In the present acoustic simulation, the use of the boundary element method to obtain the frequency response resulted in peaks other than the formant frequencies. Chen [
16] reported that peaks arising from nasalization are often observed at a position lower than F1 or between F1 and F2 in narrow vowels with a high tongue position. In the present study, peaks were observed between F1 and F2 for /i/ and /u/ (
Table 6). Because the Japanese vowels /i/ and /u/ are narrow vowels, our results were consistent with those reported by Chen [
16]. Peaks around 500 Hz have been observed for vowels [
17]. Because a peak around 500 Hz is not observed in vocal tract models without a nasal cavity, the peak, i.e., the pole–zero pair, is considered to arise from the nasal coupling of vowels [
17].
It is also known that a pole–zero pair appears at around 500 Hz because of nasal coupling, and that the presence of a pole–zero pair changes the position where the peak of F1 appears in the frequency response curves [
17]. In the present study, among three participants with nasal coupling, the obtained peaks of F1 shifted to the low frequency side in two participants for /i/ and to the high frequency side in three for /u/ in the simulated vocal tract models in which the nasal cavity and sinuses had been removed.

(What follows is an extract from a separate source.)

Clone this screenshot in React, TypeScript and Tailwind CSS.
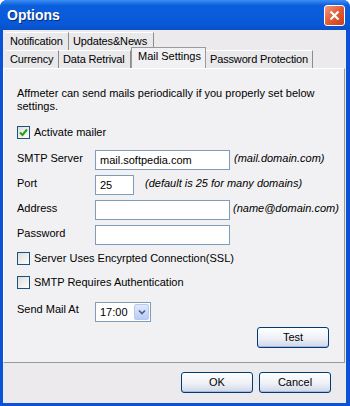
import React from "react";

const font = { fontFamily: '"Liberation Sans", Arial, sans-serif' };

function Tab({ label, w, active }: { label: string; w: number; active?: boolean }) {
  if (active) {
    return (
      <div
        className="relative z-10 -mb-px h-[21px] -mt-[3px] whitespace-nowrap border border-b-0 border-[#9a9a9a] bg-[#f1f0f2] pl-[6px] pt-[2px] text-[#000]"
        style={{ width: w }}
      >
        {label}
      </div>
    );
  }
  return (
    <div
      className="h-[18px] whitespace-nowrap border-t border-t-white border-r border-r-[#8c8c8c] bg-[#e9e8ea] pl-[4px] pt-[2px] tracking-[-0.15px]"
      style={{ width: w }}
    >
      {label}
    </div>
  );
}

function CheckBox({ checked }: { checked?: boolean }) {
  return (
    <div className="flex h-[13px] w-[13px] items-center justify-center border border-[#1c5180] bg-[linear-gradient(135deg,#dcdcd7,#ffffff)]">
      {checked && (
        <svg width="9" height="9" viewBox="0 0 9 9">
          <path d="M1 4.5 L3.5 7 L8 1.5" stroke="#21a121" strokeWidth="2" fill="none" />
        </svg>
      )}
    </div>
  );
}

function XpButton({ label, className }: { label: string; className?: string }) {
  return (
    <button
      className={
        "flex h-[21px] w-[72px] items-center justify-center rounded-[3px] border border-[#003c74] bg-[linear-gradient(#ffffff,#eef0f6_55%,#cdd6ea)] text-[11px] text-black shadow-[inset_0_-1px_0_#a9b8dc] " +
        (className || "")
      }
    >
      {label}
    </button>
  );
}

function Field({
  label,
  value,
  w,
  hint,
  hintGap,
  className,
}: {
  label: string;
  value?: string;
  w: number;
  hint?: string;
  hintGap?: number;
  className?: string;
}) {
  return (
    <div className={"flex items-start " + (className || "")}>
      <div className="w-[78px] pt-[2px]">{label}</div>
      <div
        className="h-[20px] border border-[#7f9db9] bg-white pl-[4px] leading-[18px]"
        style={{ width: w }}
      >
        {value}
      </div>
      {hint && (
        <div className="whitespace-nowrap pt-[2px] italic" style={{ marginLeft: hintGap ?? 4 }}>
          {hint}
        </div>
      )}
    </div>
  );
}

export default function App() {
  return (
    <div
      className="flex h-[406px] w-[350px] flex-col overflow-hidden rounded-t-[7px] bg-[#0a53d6] text-[11px] leading-[13px] text-black"
      style={font}
    >
      {/* title bar */}
      <div className="flex h-[30px] shrink-0 items-center justify-between bg-[linear-gradient(#3d8ef5,#0a5fdd_18%,#0858d8_80%,#0a4fc6)] pl-[7px] pr-[5px]">
        <span className="text-[14px] font-bold text-white [text-shadow:1px_1px_0_#0a2a7a]">Options</span>
        <div className="flex h-[21px] w-[21px] items-center justify-center rounded-[3px] border border-white bg-[linear-gradient(135deg,#f29a7c,#e35a35_50%,#c8401c)]">
          <svg width="11" height="11" viewBox="0 0 11 11">
            <path d="M1.5 1.5 L9.5 9.5 M9.5 1.5 L1.5 9.5" stroke="white" strokeWidth="2.2" />
          </svg>
        </div>
      </div>

      {/* body */}
      <div className="ml-[3px] mr-[4px] mb-[3px] flex flex-1 flex-col bg-[#eceaec]">
        {/* tabs */}
        <div className="mt-[2px] flex pl-[3px]">
          <Tab label="Notification" w={63} />
          <Tab label="Updates&News" w={85} />
        </div>
        <div className="flex pl-[3px]">
          <Tab label="Currency" w={53} />
          <Tab label="Data Retrival" w={72} />
          <Tab label="Mail Settings" w={75} active />
          <Tab label="Password Protection" w={107} />
        </div>

        {/* panel */}
        <div className="mr-px h-[295px] border border-t-white border-l-white border-r-[#9a9a9a] border-b-[#9a9a9a] bg-[#f1f0f2] pl-[13px] pt-[18px]">
          <p>
            Affmeter can send mails periodically if you properly set below
            <br />
            settings.
          </p>

          <div className="mt-[13px] flex items-center gap-[4px]">
            <CheckBox checked />
            <span>Activate mailer</span>
          </div>

          <Field className="mt-[11px]" label="SMTP Server" value="mail.softpedia.com" w={135} hint="(mail.domain.com)" />
          <Field className="mt-[5px]" label="Port" value="25" w={39} hint="(default is 25 for many domains)" hintGap={11} />
          <Field className="mt-[5px]" label="Address" w={135} hint="(name@domain.com)" hintGap={3} />
          <Field className="mt-[5px]" label="Password" w={135} />

          <div className="mt-[7px] flex items-center gap-[4px]">
            <CheckBox />
            <span>Server Uses Encyrpted Connection(SSL)</span>
          </div>
          <div className="mt-[11px] flex items-center gap-[4px]">
            <CheckBox />
            <span>SMTP Requires Authentication</span>
          </div>

          <div className="mt-[13px] flex items-start">
            <div className="w-[78px] pt-[1px]">Send Mail At</div>
            <div className="flex h-[20px] w-[56px] items-center border border-[#7f9db9] bg-white pl-[4px]">
              <span className="flex-1">17:00</span>
              <div className="mr-px flex h-[16px] w-[15px] items-center justify-center rounded-[2px] border border-[#b8c9ef] bg-[linear-gradient(#e0e9fd,#b9cdf6)]">
                <svg width="8" height="6" viewBox="0 0 8 6">
                  <path d="M1 1.5 L4 4.5 L7 1.5" stroke="#4d6185" strokeWidth="1.6" fill="none" />
                </svg>
              </div>
            </div>
          </div>

          <div className="mt-[5px] flex justify-end pr-[15px]">
            <XpButton label="Test" />
          </div>
        </div>

        {/* footer */}
        <div className="mt-[9px] flex justify-end gap-[6px] pr-[15px]">
          <XpButton label="OK" />
          <XpButton label="Cancel" />
        </div>
      </div>
    </div>
  );
}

Resonance in the paranasal cavities has been reported to generate pole–zero pairs that are not the result of nasal coupling, leading to more complex frequency response curves [
18]. In the present simulation of the Japanese vowel /i/, two peaks appearing at around 500 and 1000 Hz were observed between F1 and F2. The peak at around 500 Hz was considered to be the pole–zero pair due to nasal coupling. The other peak at a higher frequency occurred at around 1000 Hz in /i/ for all participants. No gender difference in the occurrence of the peaks was observed. Because a peak was observed at 1000 Hz regardless of the presence of the nasal cavity, the peaks were considered to have been generated on either site of the vocal tract, excluding the nasal coupling. However, further discussion exceeds the limitations of the present study.